A guide to understanding how companies use financial assets for returns and strategic purposes, and how they are reported on the balance sheet.
An investment operation is one which, upon thorough analysis, promises safety of principal and an adequate return. Operations not meeting these requirements are speculative.
The “Investments and Advances” line item on a company’s balance sheet represents financial assets that are not part of its core operations, such as various investments and any advance payments or loans the company has made. It is a component of the company’s total assets. In essence, this category aggregates assets that can generate returns or be recovered in the future, rather than assets used directly in day-to-day operations.
What Does ‘Investments and Advances’ Include?
This category is broadly composed of two main types of assets:
- 1. Investments: These are funds the company has put into external opportunities to earn a return through interest, dividends, or capital gains. They can range from holdings of stocks and bonds to ownership stakes in subsidiaries or joint ventures.
- 2. Advances: This refers to amounts the company has paid or lent out with the expectation of future benefit or repayment. This includes loans to subsidiaries or affiliates and advance payments to suppliers or employees (a form of prepaid expense).
“An investment operation is one which, upon thorough analysis, promises safety of principal and an adequate return. Operations not meeting these requirements are speculative.”
— Benjamin Graham, British-born American economist, professor and investor; founder of value investing Security Analysis (Graham & Dodd, 1st edition 1934); restated in The Intelligent Investor (4th rev. ed., 1973), Chapter 1, p. 18 (1934)
Short-Term vs. Long-Term Classification
The accounting treatment and classification of investments and advances hinge on their intended holding period and liquidity.
Current vs. Non-Current
Short-Term Investments (Current Assets): Also known as marketable securities, these are financial assets the company intends to convert to cash within one year. They are highly liquid and used to earn a return on excess cash. Their value is often marked-to-market, with changes impacting the income statement.

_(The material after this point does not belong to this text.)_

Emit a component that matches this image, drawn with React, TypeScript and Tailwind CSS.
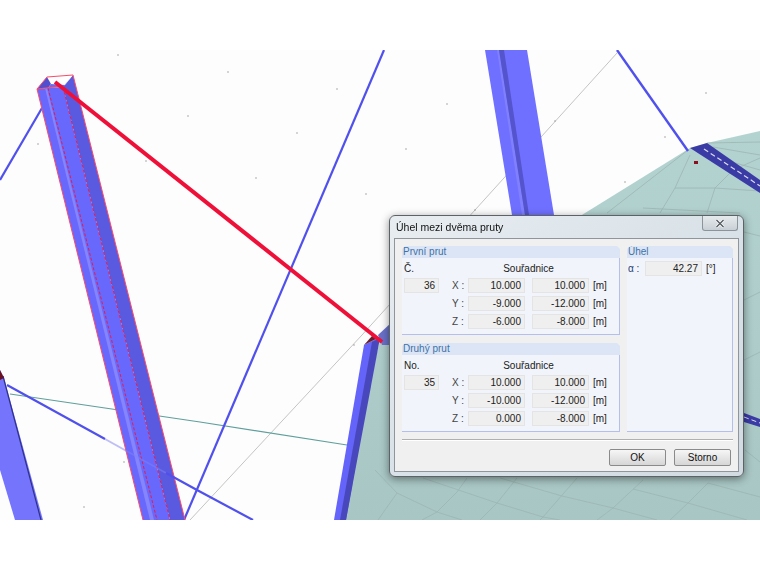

Long-Term Investments (Non-Current Assets): These are assets the company plans to hold for more than one year. They are less liquid and held for strategic purposes, such as gaining influence over another company or earning long-term returns. They are not part of a company’s working capital.
This classification is crucial because it helps financial statement users distinguish between assets available to meet short-term needs and those tied up for longer-term strategic goals. It also signals which value changes are likely to affect current earnings.
Common Examples of Investments and Advances
- Equity Investments in Other Companies: Minority stakes in publicly traded or private companies. If held for over a year for strategic purposes, they are non-current assets.
- Debt Investments (Bonds and Notes): Holdings of corporate or government bonds. Short-term debt securities (like T-bills) are current assets, while bonds with multi-year maturities are long-term investments.
- Loans or Advances to Subsidiaries and Affiliates: Financing provided by a parent company to a related entity. These intercompany loans are typically classified as long-term assets.
- Advance Payments and Prepaid Expenses: Upfront payments for goods, services, or rent. If the benefit will be received within a year, it is a current asset. If it spans multiple years, the long-term portion is non-current.
Why This Category Matters in Financial Analysis
Analysts examine the ‘Investments and Advances’ line item to gain critical insights into a company’s strategy, performance, and risk profile.
- Liquidity Insight: The amount of short-term investments is a strong indicator of a company’s ability to meet its immediate obligations. A large portfolio of marketable securities bolsters liquidity ratios like the current and quick ratio.
- Earnings and Returns: These assets generate non-operating income through interest, dividends, and capital gains. Analysts separate this from core operating earnings to understand the true performance of the business versus its investment activities.
- Strategic Direction: A large balance of long-term investments can signal management’s strategy for future growth, such as acquiring stakes in suppliers, customers, or innovative startups.
- Risk Assessment: This category can also raise red flags. Analysts look for large or unusual advances to related parties, which may carry recovery risk. The footnotes are scrutinized to understand the nature and riskiness of the underlying investments.
Separating Operating vs. Non-Operating Assets
Good financial analysis distinguishes between operating assets (like inventory and PP&E) and non-operating assets like investments. This helps in calculating performance ratios like Return on Assets (ROA) more accurately, revealing whether the company is deploying its capital effectively in both its core business and its financial placements.